2014年9月25日
高遠そば-2-16 荻野鐵人
岩倉具(とも)視(み)は日頃から独自の朝権確立の理論を持っていた。長州再征で幕府が勝てば幕威が強大となるので朝廷には不利である。また長州が勝てば再び過激な倒幕論が横行し京都は暴力の都と化してしまう。薩長均衡による雄藩操縦策こそ朝廷にとって最も得策である、という理論である。薩摩と岩倉の利益が一致した。岩倉具視は文政8年(1825)京都の公卿堀河家に生れ14才で岩倉家に養子に入った。岩倉家は百五十石、中の下の家格で、生活は決して楽では無かった。公卿の家には普通の場合、京都町奉行の捕吏(ほり)の手が入らない。岩倉はこの特権を大いに利用して、自分の家を博徒に貸して賭博を開帳させ寺銭をかせいで生活の足しにしたという悪である。政治家としての手腕が注目されたのは、孝明天皇の妹君の和宮の降嫁(こうか)である。幕府と手を結び朝威を挙げようとすでに内定していた有栖川宮との婚約を破棄し、降嫁を成立させた。これが尊嬢派の憎悪を深め奸物として命が狙われると、さっさと洛北の岩倉村に閉居、地下生活をしている。この岩倉に西郷吉之助、大久保一蔵(利通)らが眼をつけた。

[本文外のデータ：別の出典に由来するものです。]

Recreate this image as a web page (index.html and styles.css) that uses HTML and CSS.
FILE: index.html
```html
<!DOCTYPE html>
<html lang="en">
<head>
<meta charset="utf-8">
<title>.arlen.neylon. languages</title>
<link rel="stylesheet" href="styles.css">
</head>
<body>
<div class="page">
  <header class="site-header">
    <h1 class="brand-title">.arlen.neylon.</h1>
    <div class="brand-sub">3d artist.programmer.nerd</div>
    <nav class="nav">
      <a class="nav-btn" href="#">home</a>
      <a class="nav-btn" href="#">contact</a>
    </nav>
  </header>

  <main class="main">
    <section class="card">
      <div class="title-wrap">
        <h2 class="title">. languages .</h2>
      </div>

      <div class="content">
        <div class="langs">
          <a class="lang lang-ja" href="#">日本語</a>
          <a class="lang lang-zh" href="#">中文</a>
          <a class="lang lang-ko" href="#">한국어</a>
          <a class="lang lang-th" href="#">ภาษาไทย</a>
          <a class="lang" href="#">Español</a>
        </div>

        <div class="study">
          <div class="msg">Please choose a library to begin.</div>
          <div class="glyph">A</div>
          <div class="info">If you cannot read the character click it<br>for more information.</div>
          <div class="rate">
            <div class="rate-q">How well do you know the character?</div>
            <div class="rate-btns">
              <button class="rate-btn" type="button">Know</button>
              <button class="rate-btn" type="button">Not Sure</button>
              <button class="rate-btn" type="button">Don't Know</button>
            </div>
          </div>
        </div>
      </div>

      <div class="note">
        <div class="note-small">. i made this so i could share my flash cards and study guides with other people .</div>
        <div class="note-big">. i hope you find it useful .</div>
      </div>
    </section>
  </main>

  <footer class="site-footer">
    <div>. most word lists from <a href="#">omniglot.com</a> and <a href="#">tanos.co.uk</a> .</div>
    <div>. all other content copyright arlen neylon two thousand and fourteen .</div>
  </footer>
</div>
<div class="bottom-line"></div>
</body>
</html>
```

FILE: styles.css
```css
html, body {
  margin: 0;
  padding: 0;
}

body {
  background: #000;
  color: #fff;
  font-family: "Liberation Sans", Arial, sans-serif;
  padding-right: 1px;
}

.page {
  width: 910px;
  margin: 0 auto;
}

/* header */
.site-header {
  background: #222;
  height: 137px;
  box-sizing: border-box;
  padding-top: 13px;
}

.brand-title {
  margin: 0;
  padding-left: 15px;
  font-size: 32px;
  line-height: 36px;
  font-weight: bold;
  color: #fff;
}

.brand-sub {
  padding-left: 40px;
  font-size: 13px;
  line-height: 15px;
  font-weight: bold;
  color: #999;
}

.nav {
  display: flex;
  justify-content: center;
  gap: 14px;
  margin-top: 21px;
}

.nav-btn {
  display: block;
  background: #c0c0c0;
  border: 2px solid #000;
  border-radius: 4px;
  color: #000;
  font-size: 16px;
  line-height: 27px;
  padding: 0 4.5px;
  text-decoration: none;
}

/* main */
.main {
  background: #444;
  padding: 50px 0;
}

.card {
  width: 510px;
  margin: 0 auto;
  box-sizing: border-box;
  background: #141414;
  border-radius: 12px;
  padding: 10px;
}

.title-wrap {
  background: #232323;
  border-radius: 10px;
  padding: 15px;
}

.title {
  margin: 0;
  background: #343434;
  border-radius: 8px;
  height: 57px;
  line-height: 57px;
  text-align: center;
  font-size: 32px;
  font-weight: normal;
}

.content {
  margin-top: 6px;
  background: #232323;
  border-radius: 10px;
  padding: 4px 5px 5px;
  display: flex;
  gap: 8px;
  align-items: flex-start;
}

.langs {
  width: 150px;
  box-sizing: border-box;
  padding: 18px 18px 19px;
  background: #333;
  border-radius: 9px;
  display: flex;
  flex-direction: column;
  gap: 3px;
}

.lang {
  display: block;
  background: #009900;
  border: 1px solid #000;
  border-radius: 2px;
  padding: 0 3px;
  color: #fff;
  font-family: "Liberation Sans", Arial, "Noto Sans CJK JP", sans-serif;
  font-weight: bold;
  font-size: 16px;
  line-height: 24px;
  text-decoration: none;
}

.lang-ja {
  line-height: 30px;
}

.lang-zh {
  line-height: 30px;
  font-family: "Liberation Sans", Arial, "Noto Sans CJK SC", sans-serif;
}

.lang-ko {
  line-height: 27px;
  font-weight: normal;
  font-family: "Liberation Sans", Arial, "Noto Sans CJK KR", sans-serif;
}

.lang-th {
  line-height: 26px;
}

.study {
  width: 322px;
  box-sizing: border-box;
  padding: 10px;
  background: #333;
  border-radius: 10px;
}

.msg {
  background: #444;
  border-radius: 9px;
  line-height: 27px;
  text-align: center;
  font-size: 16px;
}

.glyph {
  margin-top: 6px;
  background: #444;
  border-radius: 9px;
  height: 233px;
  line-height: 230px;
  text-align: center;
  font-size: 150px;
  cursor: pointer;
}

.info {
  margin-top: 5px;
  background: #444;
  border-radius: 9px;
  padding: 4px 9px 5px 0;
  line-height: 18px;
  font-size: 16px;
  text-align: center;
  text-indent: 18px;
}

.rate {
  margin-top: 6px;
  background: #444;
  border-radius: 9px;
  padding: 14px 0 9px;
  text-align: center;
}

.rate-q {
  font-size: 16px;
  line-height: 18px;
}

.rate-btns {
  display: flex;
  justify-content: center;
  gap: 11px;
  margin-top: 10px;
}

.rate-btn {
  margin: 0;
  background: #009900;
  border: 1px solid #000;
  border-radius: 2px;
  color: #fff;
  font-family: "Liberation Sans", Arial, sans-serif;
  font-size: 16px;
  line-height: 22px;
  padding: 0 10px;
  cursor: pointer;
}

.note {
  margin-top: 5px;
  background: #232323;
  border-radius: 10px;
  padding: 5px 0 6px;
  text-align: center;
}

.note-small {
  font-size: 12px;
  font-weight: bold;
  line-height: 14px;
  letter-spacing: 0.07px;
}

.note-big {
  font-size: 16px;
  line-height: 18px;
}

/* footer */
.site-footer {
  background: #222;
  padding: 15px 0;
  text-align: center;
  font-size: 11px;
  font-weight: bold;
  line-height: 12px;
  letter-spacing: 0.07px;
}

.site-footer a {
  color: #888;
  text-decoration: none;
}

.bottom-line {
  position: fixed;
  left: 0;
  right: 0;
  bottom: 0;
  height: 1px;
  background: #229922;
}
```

8月末、岩倉具視にけし掛けられた22人の公卿が徒党を組んで参内、長州派の公卿を許すこと、政治を幕府から朝廷に戻すこと、などを建議し宮廷内部の人事の刷新を迫った。親幕派の関白二条斉(なり)敬(ゆき)、佐幕派国事扶助の中川宮朝彦親王は弾劾され2人は辞表を出した。朝廷は動揺した。

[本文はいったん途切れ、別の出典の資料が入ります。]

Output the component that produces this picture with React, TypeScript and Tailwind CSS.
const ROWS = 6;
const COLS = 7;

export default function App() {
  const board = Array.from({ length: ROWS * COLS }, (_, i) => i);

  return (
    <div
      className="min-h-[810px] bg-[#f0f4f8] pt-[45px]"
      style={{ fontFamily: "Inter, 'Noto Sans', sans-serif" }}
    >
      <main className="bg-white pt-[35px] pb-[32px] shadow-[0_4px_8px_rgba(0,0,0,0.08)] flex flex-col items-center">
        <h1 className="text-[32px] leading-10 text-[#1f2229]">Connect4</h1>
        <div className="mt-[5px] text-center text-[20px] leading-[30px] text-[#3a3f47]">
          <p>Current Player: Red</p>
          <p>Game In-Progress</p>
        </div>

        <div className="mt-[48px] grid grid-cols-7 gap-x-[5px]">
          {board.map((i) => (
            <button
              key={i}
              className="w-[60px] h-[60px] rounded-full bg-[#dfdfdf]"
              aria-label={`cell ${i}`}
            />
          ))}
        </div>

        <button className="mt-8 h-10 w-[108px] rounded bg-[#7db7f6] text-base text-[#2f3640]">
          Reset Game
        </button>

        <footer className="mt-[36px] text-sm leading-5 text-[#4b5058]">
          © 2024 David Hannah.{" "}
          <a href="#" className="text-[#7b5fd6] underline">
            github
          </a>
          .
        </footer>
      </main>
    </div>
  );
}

しかし孝明天皇の怒りは激しく、22卿の閉門を命じた。
ここで、京都守護屋敷を震憾させる重大事が起こった。12月11日、孝明天皇が天然痘にかかったのだ。病状は意外に重く、うわごとを言い、一時は心配されたが、19日ごろ丘疹期、22日から水庖期、23日から膿庖期に入り順調に回復した。ところが24日夜半になって帝の容態がにわかに急変した。
皇太子睦仁親王(明治天皇)の生母、中山の局が半狂乱になって御所を走りまわった。『帝は毒を盛られたのです!!』中山の局の悲痛な一言を隣の間に控える容保ははっきりと聞いた。

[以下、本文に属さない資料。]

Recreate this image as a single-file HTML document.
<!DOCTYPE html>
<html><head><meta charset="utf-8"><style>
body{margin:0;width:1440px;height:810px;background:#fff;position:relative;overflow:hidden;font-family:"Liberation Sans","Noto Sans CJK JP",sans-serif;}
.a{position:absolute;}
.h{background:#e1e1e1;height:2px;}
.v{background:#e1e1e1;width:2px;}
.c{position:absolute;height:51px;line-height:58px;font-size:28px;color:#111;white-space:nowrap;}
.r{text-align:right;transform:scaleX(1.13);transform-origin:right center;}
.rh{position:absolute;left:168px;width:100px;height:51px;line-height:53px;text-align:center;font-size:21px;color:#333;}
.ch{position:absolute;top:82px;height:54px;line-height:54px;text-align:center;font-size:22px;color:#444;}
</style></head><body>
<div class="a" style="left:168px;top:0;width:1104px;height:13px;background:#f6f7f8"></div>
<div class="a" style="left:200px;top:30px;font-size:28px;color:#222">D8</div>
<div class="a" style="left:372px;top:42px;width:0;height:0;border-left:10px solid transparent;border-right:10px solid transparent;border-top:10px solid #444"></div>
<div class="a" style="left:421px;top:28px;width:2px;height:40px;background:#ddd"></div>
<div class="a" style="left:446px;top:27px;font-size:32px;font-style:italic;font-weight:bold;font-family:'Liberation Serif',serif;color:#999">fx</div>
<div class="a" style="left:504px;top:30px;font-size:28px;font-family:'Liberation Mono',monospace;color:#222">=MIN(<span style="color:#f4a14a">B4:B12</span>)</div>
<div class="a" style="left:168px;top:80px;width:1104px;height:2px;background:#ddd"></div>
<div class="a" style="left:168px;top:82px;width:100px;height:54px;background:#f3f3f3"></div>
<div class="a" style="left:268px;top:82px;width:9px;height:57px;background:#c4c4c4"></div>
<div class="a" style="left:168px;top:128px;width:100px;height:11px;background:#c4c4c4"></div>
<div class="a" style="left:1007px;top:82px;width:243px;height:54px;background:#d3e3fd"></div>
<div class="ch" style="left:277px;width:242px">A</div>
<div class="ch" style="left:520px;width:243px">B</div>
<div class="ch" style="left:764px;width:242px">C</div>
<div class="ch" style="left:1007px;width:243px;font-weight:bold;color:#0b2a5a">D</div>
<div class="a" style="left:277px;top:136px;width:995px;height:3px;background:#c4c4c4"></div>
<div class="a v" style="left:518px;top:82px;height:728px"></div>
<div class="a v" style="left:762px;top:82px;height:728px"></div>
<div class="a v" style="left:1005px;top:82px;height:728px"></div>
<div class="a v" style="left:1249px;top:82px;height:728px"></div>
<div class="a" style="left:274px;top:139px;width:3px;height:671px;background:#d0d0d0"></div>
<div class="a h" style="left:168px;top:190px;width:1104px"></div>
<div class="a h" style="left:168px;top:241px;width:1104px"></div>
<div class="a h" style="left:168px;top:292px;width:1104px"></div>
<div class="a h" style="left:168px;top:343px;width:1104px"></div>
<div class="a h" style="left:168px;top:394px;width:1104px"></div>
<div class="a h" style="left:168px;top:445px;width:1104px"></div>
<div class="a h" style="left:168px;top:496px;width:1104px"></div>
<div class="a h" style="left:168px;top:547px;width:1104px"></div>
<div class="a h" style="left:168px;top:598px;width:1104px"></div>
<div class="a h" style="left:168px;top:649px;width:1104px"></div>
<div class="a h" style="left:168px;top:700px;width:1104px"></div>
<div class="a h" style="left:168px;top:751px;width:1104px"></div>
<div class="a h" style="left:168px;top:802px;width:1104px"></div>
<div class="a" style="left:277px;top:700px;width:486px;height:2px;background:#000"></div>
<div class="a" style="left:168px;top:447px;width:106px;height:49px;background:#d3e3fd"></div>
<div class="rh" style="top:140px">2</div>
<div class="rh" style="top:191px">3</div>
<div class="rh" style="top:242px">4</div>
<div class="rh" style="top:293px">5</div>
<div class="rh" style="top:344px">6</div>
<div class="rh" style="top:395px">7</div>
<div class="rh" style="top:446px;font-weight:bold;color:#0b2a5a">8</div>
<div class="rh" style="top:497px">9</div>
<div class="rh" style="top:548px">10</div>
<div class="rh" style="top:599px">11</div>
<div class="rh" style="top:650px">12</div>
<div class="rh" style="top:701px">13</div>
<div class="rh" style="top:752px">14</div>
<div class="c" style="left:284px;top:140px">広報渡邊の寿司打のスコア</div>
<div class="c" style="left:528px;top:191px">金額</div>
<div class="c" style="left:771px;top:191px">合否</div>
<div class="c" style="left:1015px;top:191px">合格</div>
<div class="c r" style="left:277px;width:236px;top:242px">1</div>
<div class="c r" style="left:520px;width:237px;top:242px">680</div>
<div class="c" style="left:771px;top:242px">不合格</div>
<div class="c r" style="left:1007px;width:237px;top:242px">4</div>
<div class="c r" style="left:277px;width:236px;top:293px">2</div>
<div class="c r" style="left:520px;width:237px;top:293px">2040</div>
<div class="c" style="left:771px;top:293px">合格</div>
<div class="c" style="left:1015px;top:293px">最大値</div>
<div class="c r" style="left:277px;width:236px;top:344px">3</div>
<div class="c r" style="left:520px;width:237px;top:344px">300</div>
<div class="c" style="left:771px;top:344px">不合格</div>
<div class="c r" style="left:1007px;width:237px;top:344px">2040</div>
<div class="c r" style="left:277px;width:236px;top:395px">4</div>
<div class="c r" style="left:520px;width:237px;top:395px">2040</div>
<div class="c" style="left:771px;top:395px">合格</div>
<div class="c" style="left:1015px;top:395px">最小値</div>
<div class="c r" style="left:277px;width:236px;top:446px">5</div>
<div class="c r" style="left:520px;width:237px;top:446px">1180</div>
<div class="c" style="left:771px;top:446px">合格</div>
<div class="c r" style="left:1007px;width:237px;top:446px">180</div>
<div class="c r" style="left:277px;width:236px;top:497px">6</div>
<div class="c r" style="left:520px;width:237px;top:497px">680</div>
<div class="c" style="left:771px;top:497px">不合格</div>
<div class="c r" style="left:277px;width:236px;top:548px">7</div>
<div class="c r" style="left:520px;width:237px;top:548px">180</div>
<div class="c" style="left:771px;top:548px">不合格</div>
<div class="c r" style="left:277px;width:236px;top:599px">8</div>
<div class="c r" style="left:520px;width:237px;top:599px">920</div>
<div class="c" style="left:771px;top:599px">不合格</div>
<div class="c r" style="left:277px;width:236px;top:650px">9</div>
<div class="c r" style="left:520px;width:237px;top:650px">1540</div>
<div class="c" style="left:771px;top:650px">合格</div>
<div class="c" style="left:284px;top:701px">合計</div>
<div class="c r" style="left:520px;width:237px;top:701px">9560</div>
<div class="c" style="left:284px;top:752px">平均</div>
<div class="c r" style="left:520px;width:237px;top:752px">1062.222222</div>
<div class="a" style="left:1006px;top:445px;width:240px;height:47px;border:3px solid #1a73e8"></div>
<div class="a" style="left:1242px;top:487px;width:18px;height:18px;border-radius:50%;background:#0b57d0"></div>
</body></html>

25日早朝、孝明天皇は突然に亡くなった。御年36歳であった。
この当時天皇が毒殺されたという噂が流れたことはアーネスト・サトウの日記にも書かれているが、天皇の主治医伊良子(いらこ)光順の子孫である医師伊良子光孝氏が中央公論社から出ている『歴史と人物』(昭和50年10月号)で、光順の日記とメモや紙片に走り書きしたものを詳細に調査した結果、天皇は痘瘡の回復期の時点において、砒素系の薬物で毒死した疑いが濃厚であると言っている。
明治23年に宮内省で歴史編纂の前提として、孝明天皇の死の真相を物語る維新歴蒐集を行おうとしたとき、伊藤博文の強い反対で中止になった。真実が明らかになることを恐れたのである。暗殺とすれば最も疑わるべきは岩倉具視と大久保の線である。岩倉具視が、実妹の女宮堀河紀子を使って毒殺させたにちがいないことは、多くの史学者が資料を研究して、ほぼ決定的になっている。